Local authorities have a range of road safety measures available to them and they are best placed to make decisions on implementation.

Guy Opperman
Parliamentary Under-Secretary (Department for Transport)
2nd May 2024
To ask the Secretary of State for Transport, if he will make an assessment of the potential merits of using low-carbon aircraft to support regional airports.

Airlines determine the routes they operate based on their own assessment of whether routes are commercially viable.

The Budget confirmed that the Government’s support for the development of new low and zero carbon emission aircraft in the UK will continue with an additional £975m of funding between 2025 and 2030.

In addition, the Government is supporting the development of Sustainable Aviation Fuels (SAF) by introducing a SAF Mandate from 1 January 2025 and the consultation on revenue certainty options to support investment in a UK SAF production industry.

Anthony Browne
Parliamentary Under-Secretary (Department for Transport)
2nd May 2024
To ask the Secretary of State for Transport, what assessment he has made of the adequacy of Northern Rail's performance on the South Fylde Line.

I recognise the importance of a reliable train service for the people and businesses of Blackpool. The department closely monitors the performance of Northern Trains and other operators and holds them to account for any performance issues under their control.

Huw Merriman
Minister of State (Department for Transport)
1st Mar 2023
To ask the Secretary of State for Transport, if he will make an assessment of the potential impact of introducing public service obligation routes for air travel on regional connectivity.

Existing policy to support domestic connectivity provide public service obligations (PSOs) to protect routes into London that are in danger of being lost. The Government jointly funds three routes from Newquay, Dundee and Derry/Londonderry. In addition, 17 PSOs operate entirely in Scotland connecting the Highlands and Islands, funded by the Scottish Government.

The Department continues to consider how PSOs, alongside other policy measures, could help to meet regional connectivity, union connectivity and levelling-up objectives.

3rd Feb 2022
To ask the Secretary of State for Transport, what estimate he has made of the number of people currently waiting more than the estimated 10 week turnaround for the renewal of their driving licence.

The quickest and easiest way to apply for a driving licence is by using the Driver and Vehicle Licensing Agency (DVLA)’s online service. There are no delays in successful online applications and customers should receive their licence within a few days.

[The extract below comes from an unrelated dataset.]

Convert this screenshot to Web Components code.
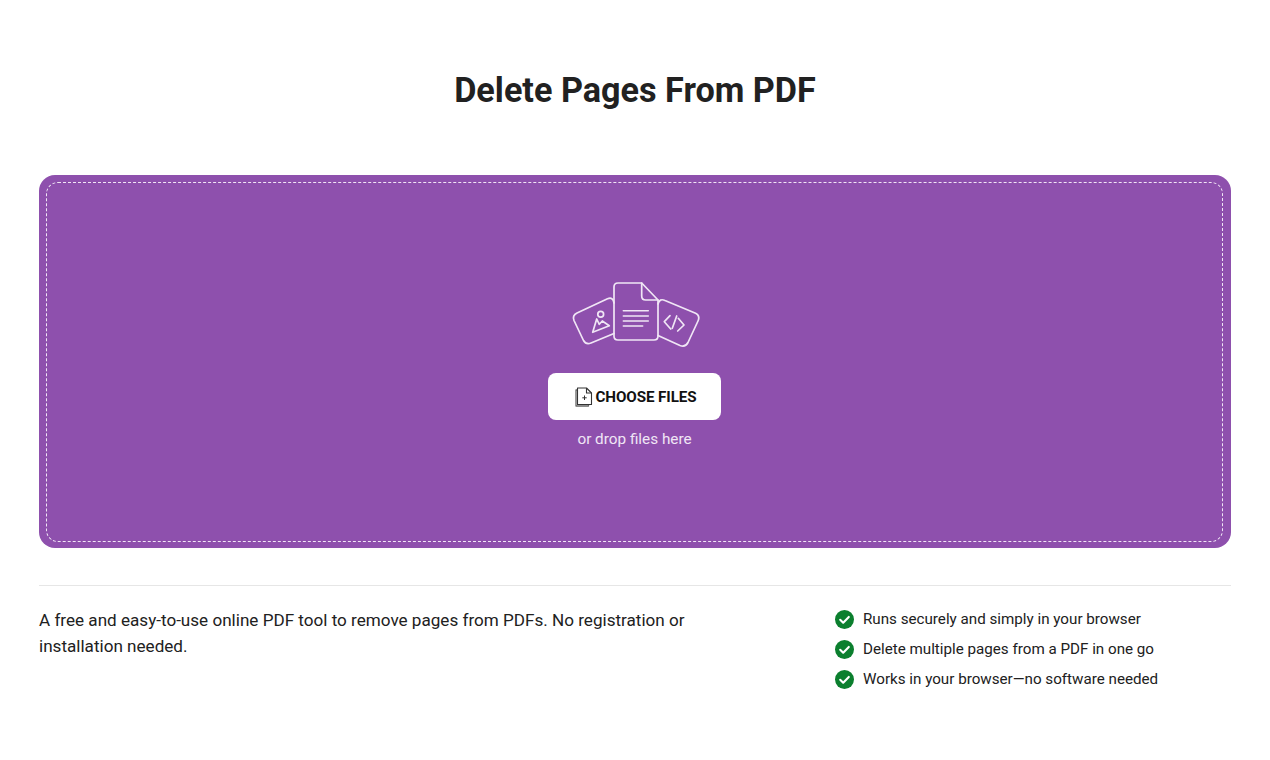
<!DOCTYPE html>
<html lang="en">
<head>
<meta charset="utf-8">
<title>Delete Pages From PDF</title>
<style>
  html, body { margin: 0; background: #fff; height: 100%; }
  body { font-family: Roboto, "Liberation Sans", sans-serif; color: #212121; overflow: hidden; }
</style>
</head>
<body>
<tool-page>
  <span slot="title">Delete Pages From PDF</span>
  <drop-zone slot="zone">or drop files here</drop-zone>
  <span slot="intro">A free and easy-to-use online PDF tool to remove pages from PDFs. No registration or installation needed.</span>
  <check-item slot="features">Runs securely and simply in your browser</check-item>
  <check-item slot="features">Delete multiple pages from a PDF in one go</check-item>
  <check-item slot="features">Works in your browser—no software needed</check-item>
</tool-page>

<script>
class ToolPage extends HTMLElement {
  constructor() {
    super();
    this.attachShadow({ mode: 'open' });
    this.shadowRoot.innerHTML = `
      <style>
        :host { display: block; padding: 0 39px; }
        h1 {
          margin: 0;
          padding-top: 70px;
          height: 175px;
          box-sizing: border-box;
          font-size: 34.2px;
          line-height: 41px;
          font-weight: 700;
          text-align: center;
          color: #212121;
        }
        .about {
          margin-top: 37px;
          border-top: 1px solid #e6e6e6;
          padding-top: 22px;
          display: flex;
          justify-content: space-between;
        }
        .intro {
          width: 680px;
          font-size: 17.1px;
          line-height: 25.5px;
          color: #212121;
        }
        .features {
          width: 396px;
          display: flex;
          flex-direction: column;
          gap: 10px;
          margin-top: 1px;
        }
      </style>
      <h1><slot name="title"></slot></h1>
      <slot name="zone"></slot>
      <div class="about">
        <div class="intro"><slot name="intro"></slot></div>
        <div class="features"><slot name="features"></slot></div>
      </div>
    `;
  }
}

class DropZone extends HTMLElement {
  constructor() {
    super();
    this.attachShadow({ mode: 'open' });
    this.shadowRoot.innerHTML = `
      <style>
        :host {
          display: block;
          height: 373px;
          box-sizing: border-box;
          padding: 7px 8px 6px 7px;
          background: #8e50ad;
          border-radius: 16px;
        }
        .inner {
          height: 100%;
          box-sizing: border-box;
          border: 1px dashed #f1e6f6;
          border-radius: 12px;
          display: flex;
          flex-direction: column;
          align-items: center;
          padding-top: 98px;
        }
        svg.art { display: block; width: 130px; height: 70px; }
        .hint {
          margin-top: 9.5px;
          font-size: 15.3px;
          line-height: 18px;
          color: #f0e6f5;
        }
      </style>
      <div class="inner">
        <svg class="art" viewBox="0 0 130 70" fill="none" stroke="#f0e6f5" stroke-width="1.7" stroke-linecap="round" stroke-linejoin="round">
          <!-- left card with picture -->
          <path d="M44 22 Q43 15.500 37.500 17.800 L7 32 Q2 34.500 4 39.500 L13.500 59.500 Q16 64 21 62 L44 52.500"/>
          <circle cx="30.700" cy="33.300" r="2.900"/>
          <path d="M26.700 38 L22.700 51.300 L39.300 44.700 L32.300 40 L29.300 43.300 Z"/>
          <!-- right card with code -->
          <path d="M88 23 Q89.500 17 95 19.500 L125 32 Q130.500 34.500 128 40 L118 61.500 Q115.500 66.500 110 64.500 L88 54.500"/>
          <path d="M100 34.700 L94.300 40.700 L100.700 48 M108.300 37.300 L114 44 L107.700 50 M106.700 35 L102.300 47.300"/>
          <!-- centre document -->
          <path d="M71.700 2 L48 2 Q44 2 44 6 L44 55 Q44 59 48 59 L84 59 Q88 59 88 55 L88 19 Z"/>
          <path d="M71.700 2 L71.700 15 Q71.700 19 75.700 19 L88 19"/>
          <path d="M53.300 29.700 H78.300 M53.300 35 H78.300 M53.300 40 H78.300 M53.300 45 H72.700" stroke-width="1.500"/>
        </svg>
        <choose-button>CHOOSE FILES</choose-button>
        <div class="hint"><slot></slot></div>
      </div>
    `;
  }
}

class ChooseButton extends HTMLElement {
  constructor() {
    super();
    this.attachShadow({ mode: 'open' });
    this.shadowRoot.innerHTML = `
      <style>
        :host {
          display: flex;
          align-items: center;
          justify-content: center;
          gap: 3px;
          box-sizing: border-box;
          padding-left: 2px;
          margin-top: 22px;
          width: 173px;
          height: 47px;
          background: #fff;
          border-radius: 8px;
          font-size: 15.2px;
          font-weight: 700;
          color: #111;
          letter-spacing: -0.1px;
        }
        svg { display: block; width: 18px; height: 20px; flex: none; }
      </style>
      <svg viewBox="0 0 18 20" fill="none" stroke="#333" stroke-width="1.100" stroke-linejoin="round">
        <path d="M2.500 3 H1 V19 H13.500 V17.500" stroke="#666" stroke-width="1.300"/>
        <path d="M2.500 1 H11.500 L16.500 6 V17.500 H2.500 Z" fill="#fff"/>
        <path d="M11.500 1 V6 H16.500"/>
        <path d="M9.500 8.500 V13 M7.300 10.800 H11.700" stroke-width="1"/>
      </svg>
      <slot></slot>
    `;
  }
}

class CheckItem extends HTMLElement {
  constructor() {
    super();
    this.attachShadow({ mode: 'open' });
    this.shadowRoot.innerHTML = `
      <style>
        :host {
          display: flex;
          align-items: center;
          gap: 9px;
          height: 20px;
          font-size: 15.18px;
          color: #212121;
        }
        svg { display: block; width: 19px; height: 19px; flex: none; }
      </style>
      <svg viewBox="0 0 19 19">
        <circle cx="9.500" cy="9.500" r="9.500" fill="#0b7f2e"/>
        <path d="M5.200 9.800 L8.200 12.700 L13.800 6.900" fill="none" stroke="#fff" stroke-width="2.100" stroke-linecap="round" stroke-linejoin="round"/>
      </svg>
      <span><slot></slot></span>
    `;
  }
}

customElements.define('choose-button', ChooseButton);
customElements.define('check-item', CheckItem);
customElements.define('drop-zone', DropZone);
customElements.define('tool-page', ToolPage);
</script>
</body>
</html>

However, many people still choose or have to make a paper application and the DVLA receives around 60,000 items of mail every day. To help reduce waiting times for paper applications, the DVLA has introduced additional online services, recruited more staff, increased overtime working and has secured extra office space in Swansea and Birmingham. The latest information on turnaround times for paper driving licence applications can be found here.

On 4 February, there were 178,926 driving licence renewal applications that had taken ten weeks or more. The vast majority of these are applications where a medical condition must be investigated before a licence can be issued to ensure the required medical standards are met. In December, the Department for Health and Social Care asked the DVLA to stop sending medical questionnaires (excluding vocational applications) to NHS doctors in December and January to allow the NHS to focus all efforts on the vaccination booster programme. While referrals to doctors have now resumed, this has had an impact on turnaround times. It is important to note that the large majority of these drivers will be able to continue driving under Section 88 of the Road Traffic Act while they are waiting for their application to be processed.